DGS-Net: Distillation-Guided Gradient Surgery for CLIP Fine-Tuning in AI-Generated Image Detection

TL;DR

The paper tackles the problem of catastrophic forgetting during CLIP fine-tuning for AI-generated image detection by introducing DGS-Net, a gradient-space approach that disentangles transferable priors from task-irrelevant cues. It combines Orthogonal Suppression, which projects away harmful gradient components, with Prior Alignment, which injects beneficial priors from a frozen CLIP encoder, preserving pre-trained geometry while learning artifact-level features. Empirical results across 50 generative models and multiple benchmarks show substantial gains in both accuracy and average precision, with strong cross-generator generalization and robustness to perturbations.
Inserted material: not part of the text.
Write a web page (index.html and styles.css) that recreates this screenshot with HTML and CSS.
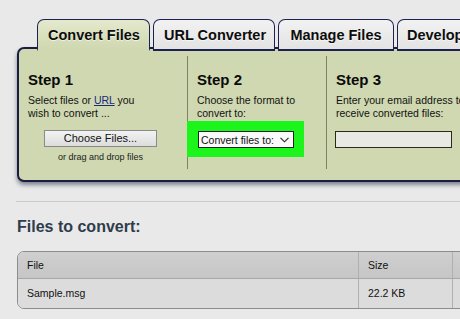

This work advances reliable AI-generated image detection by ensuring effective artifact learning without eroding the useful priors learned from large-scale pre-training.

Abstract

The rapid progress of generative models such as GANs and diffusion models has led to the widespread proliferation of AI-generated images, raising concerns about misinformation, privacy violations, and trust erosion in digital media. Although large-scale multimodal models like CLIP offer strong transferable representations for detecting synthetic content, fine-tuning them often induces catastrophic forgetting, which degrades pre-trained priors and limits cross-domain generalization. To address this issue, we propose the Distillation-guided Gradient Surgery Network (DGS-Net), a novel framework that preserves transferable pre-trained priors while suppressing task-irrelevant components. Specifically, we introduce a gradient-space decomposition that separates harmful and beneficial descent directions during optimization. By projecting task gradients onto the orthogonal complement of harmful directions and aligning with beneficial ones distilled from a frozen CLIP encoder, DGS-Net achieves unified optimization of prior preservation and irrelevant suppression. Extensive experiments on 50 generative models demonstrate that our method outperforms state-of-the-art approaches by an average margin of 6.6, achieving superior detection performance and generalization across diverse generation techniques.

Paper Structure

This paper contains 20 sections, 17 equations, 3 figures, 9 tables.

Figures (3)

  • Figure 1: T-SNE Visualization of Features Extracted Using CLIP, CLIP-LoRA and Ours. Our method achieves strong real/fake discrimination while simultaneously preserving the prior knowledge embedded in the pre-trained model.
  • Figure 2: Overview of the proposed Distillation-guided Gradient Surgery Network (DGS-Net). We introduce a gradient-space decomposition that separates harmful and beneficial descent directions during optimization. What's more, it consists of two core components: Orthogonal Suppression and Prior Alignment, which aim to suppress task-irrelevant representations and preserve transferable priors established during large-scale pre-training, substantially enhancing the generalization performance of AI-generated image detection.
  • Figure 3: Classification using only text descriptions achieves an accuracy of approximately 60%. We used BLIP to convert images into textual descriptions and trained the detector directly on these text inputs. The resulting detection accuracy fluctuated around 60%, indicating that semantic information indeed carries label-related signals. However, most of them act as distractors, reflecting dataset-specific shortcuts that hinder cross-generator generalization.